I gave him some stink-eye and sort of threw my bag down in disgust and generally made it pretty clear that I wasn’t happy with his squatting, and then I parked myself right next to the mouth of “his” cave and said to anyone who might be listening that “You’d better not move, then, because I’m taking it back if you do.” He pretended to ignore me and we proceeded to share an uneasy detente for the next hour or so, me reading a book and listening to Mark Cohn on my MP3 player, him listening to his Music For Seat-Stealing Nippleheads CD on his headphones.
And then he had to go to the bathroom.
He made a big fuss about staking out the spot before he left. He arranged the seat just so, positioned his backpack perfectly in the middle, balanced his newspaper on top of that… He made it clear to me and everyone else around that he was Coming Back and this was His Seat. Basically, he flagged it as Saved, and any of you who grew up with brothers and sisters know that a Saved seat is inviolable — you don’t sit there. You just don’t. You can’t. So I didn’t. Instead, I moved his stuff.

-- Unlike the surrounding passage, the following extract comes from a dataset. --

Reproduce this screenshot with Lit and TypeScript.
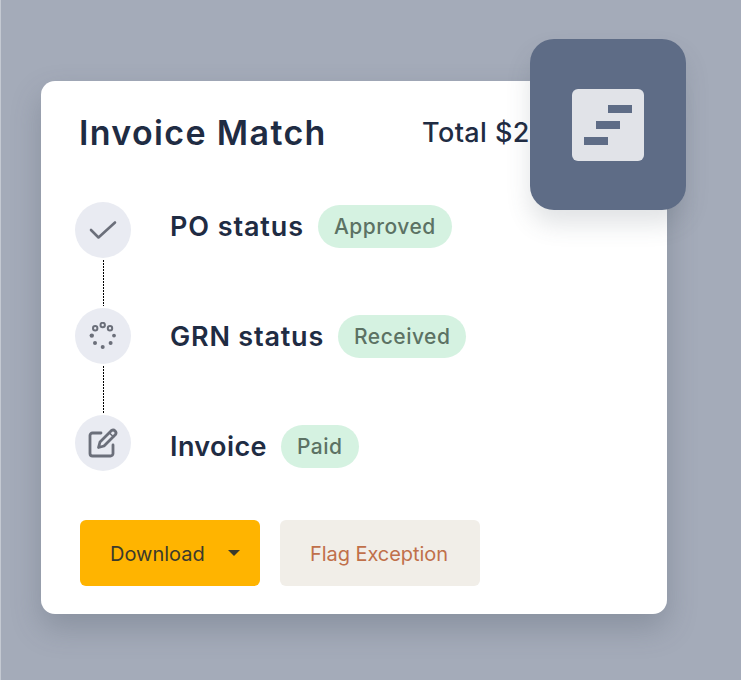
import { LitElement, html, css } from "lit";
import { customElement } from "lit/decorators.js";

@customElement("app-root")
export class AppRoot extends LitElement {
  static styles = css`
    :host { display: block; width: 741px; height: 680px; overflow: hidden; background: #a4abb9; font-family: "Inter", "Liberation Sans", sans-serif; box-sizing: border-box; border-left: 1px solid #c4c9d2; padding: 81px 0 0 40px; }
    .card { position: relative; box-sizing: border-box; width: 626px; height: 533px; background: #fff; border-radius: 14px; padding: 29px 38px 28px 38px; box-shadow: 0 14px 30px rgba(70, 78, 95, 0.28); display: flex; flex-direction: column; }
    .head { display: flex; align-items: center; height: 44px; white-space: nowrap; }
    h1 { margin: 0; font-size: 34px; font-weight: 600; color: #1f2c43; letter-spacing: 1.35px; width: 344px; }
    .total { font-size: 27px; font-weight: 500; color: #1f2c43; letter-spacing: 0.4px; margin-left: -1px; }
    .tile { position: absolute; left: 489px; top: -42px; width: 156px; height: 171px; border-radius: 24px; background: #5e6c86; box-shadow: 0 14px 24px rgba(70,78,95,.16); display: flex; align-items: center; justify-content: center; }
    .tile-inner { width: 72px; height: 72px; border-radius: 6px; background: #e1e3e8; display: block; }
    .body { display: flex; gap: 39px; margin: 48px 0 0 -4px; align-items: flex-start; }
    .rail { display: flex; flex-direction: column; width: 56px; }
    .link { display: flex; justify-content: center; height: 50px; }
    .link.b { height: 51px; }
    .link i { display: block; width: 1px; margin: 2px 0; background: repeating-linear-gradient(#000 0 1.6px, transparent 1.6px 3px); }
    .dot { flex: none; width: 56px; height: 56px; border-radius: 50%; background: #e9ebf2; display: flex; align-items: center; justify-content: center; }
    .list { display: flex; flex-direction: column; gap: 67px; margin-top: 3px; }
    .info { display: flex; align-items: center; gap: 14px; height: 43px; white-space: nowrap; }
    .label { font-size: 27px; font-weight: 600; color: #1f2c43; letter-spacing: 0.9px; }
    .label.mid { letter-spacing: 0.8px; }
    .label.tight { letter-spacing: 0.4px; }
    .badge { height: 43px; display: flex; align-items: center; padding: 0 16px; border-radius: 22px; background: #d5f2e1; color: #5c7264; font-size: 21px; font-weight: 500; letter-spacing: 0.5px; }
    .actions { display: flex; gap: 20px; margin: 49px 0 0 1px; }
    button { height: 66px; border: 0; border-radius: 6px; font-family: inherit; font-size: 20px; display: flex; align-items: center; padding: 0; padding-top: 2px; }
    .primary { width: 180px; background: #ffb400; color: #3b3a2c; padding-left: 30px; gap: 23px; }
    .caret { width: 0; height: 0; border-left: 6px solid transparent; border-right: 6px solid transparent; border-top: 6px solid #3b3a2c; margin-top: -3px; }
    .secondary { width: 200px; background: #f1eee8; color: #c0704a; justify-content: center; letter-spacing: -0.05px; padding-right: 2px; }
  `;

  render() {
    return html`
      <div class="card">
        <div class="head">
          <h1>Invoice Match</h1>
          <span class="total">Total $2</span>
        </div>
        <div class="tile">
          <svg class="tile-inner" viewBox="0 0 72 72">
            <rect x="36" y="16" width="24" height="8" fill="#5e6c86"/>
            <rect x="24" y="32" width="24" height="8" fill="#5e6c86"/>
            <rect x="12" y="48" width="24" height="8" fill="#5e6c86"/>
          </svg>
        </div>
        <div class="body">
          <div class="rail">
            <div class="dot">
              <svg width="30" height="30" viewBox="0 0 30 30" fill="none" stroke="#6b6f7a" stroke-width="2.6" stroke-linecap="round" stroke-linejoin="round"><path d="M3 15 10.5 22.5 27 7.5"/></svg>
            </div>
            <div class="link"><i></i></div>
            <div class="dot">
              <svg width="28" height="28" viewBox="0 0 28 28" fill="#6b6f7a">
                <circle cx="13.7" cy="3" r="2.2" fill="none" stroke="#6b6f7a" stroke-width="2"/>
                <circle cx="21" cy="6.2" r="2.2" fill="none" stroke="#6b6f7a" stroke-width="2"/>
                <circle cx="6.2" cy="6.2" r="2.2" fill="none" stroke="#6b6f7a" stroke-width="2"/>
                <circle cx="25" cy="13.6" r="1.9"/>
                <circle cx="2.8" cy="13.6" r="2.2"/>
                <circle cx="21.6" cy="21" r="2"/>
                <circle cx="6" cy="21" r="2"/>
                <circle cx="13.7" cy="25" r="2"/>
              </svg>
            </div>
            <div class="link b"><i></i></div>
            <div class="dot">
              <svg width="32" height="32" viewBox="0 0 32 32" fill="none" stroke="#6b6f7a" stroke-width="2.8" stroke-linecap="round" stroke-linejoin="round">
                <path d="M14 6H5.5A2.5 2.5 0 0 0 3 8.5V26.5A2.5 2.5 0 0 0 5.5 29H23.5A2.5 2.5 0 0 0 26 26.5V18"/>
                <path d="M24.5 3.5a2.9 2.9 0 0 1 4 4L17 19l-5.5 1.5L13 15z"/>
                <path d="M22.5 6 26.5 10" stroke-width="1.6"/>
              </svg>
            </div>
          </div>
          <div class="list">
            <div class="info"><span class="label">PO status</span><span class="badge">Approved</span></div>
            <div class="info"><span class="label mid">GRN status</span><span class="badge">Received</span></div>
            <div class="info"><span class="label tight">Invoice</span><span class="badge">Paid</span></div>
          </div>
        </div>
        <div class="actions">
          <button class="primary">Download<span class="caret"></span></button>
          <button class="secondary">Flag Exception</button>
        </div>
      </div>
    `;
  }
}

I put it all on a chair just outside the alcove, positioning it it there just the way he’d done it himself. His seat was now open. But technically it was still Saved, at least for me. because I’d been there for the Saving process. But not the woman who came by a few minutes later and noticed the empty seat.
“Is someone sitting there?” she asked me.
“I don’t think so,” I replied innocently. “I think he left.”
And so she sat down.
When Nipplehead got back, he clearly didn’t know what to do. He hemmed and hawed for a couple seconds, and made a big show of being pissed off about losing his seat, but the woman didn’t move — and probably never even considered it — because she didn’t know what his problem was. He eventually gave me some major stink-eye and then grabbed his stuff and moved to a different seat on the other side of the room. Ha!
Me, I was satisfied. I’d lost my seat, but now he couldn’t have it either. I could live with that kind of balance.
I never did get picked for a jury. Probably just as well — you wouldn’t want someone this juvenile on your jury, would you?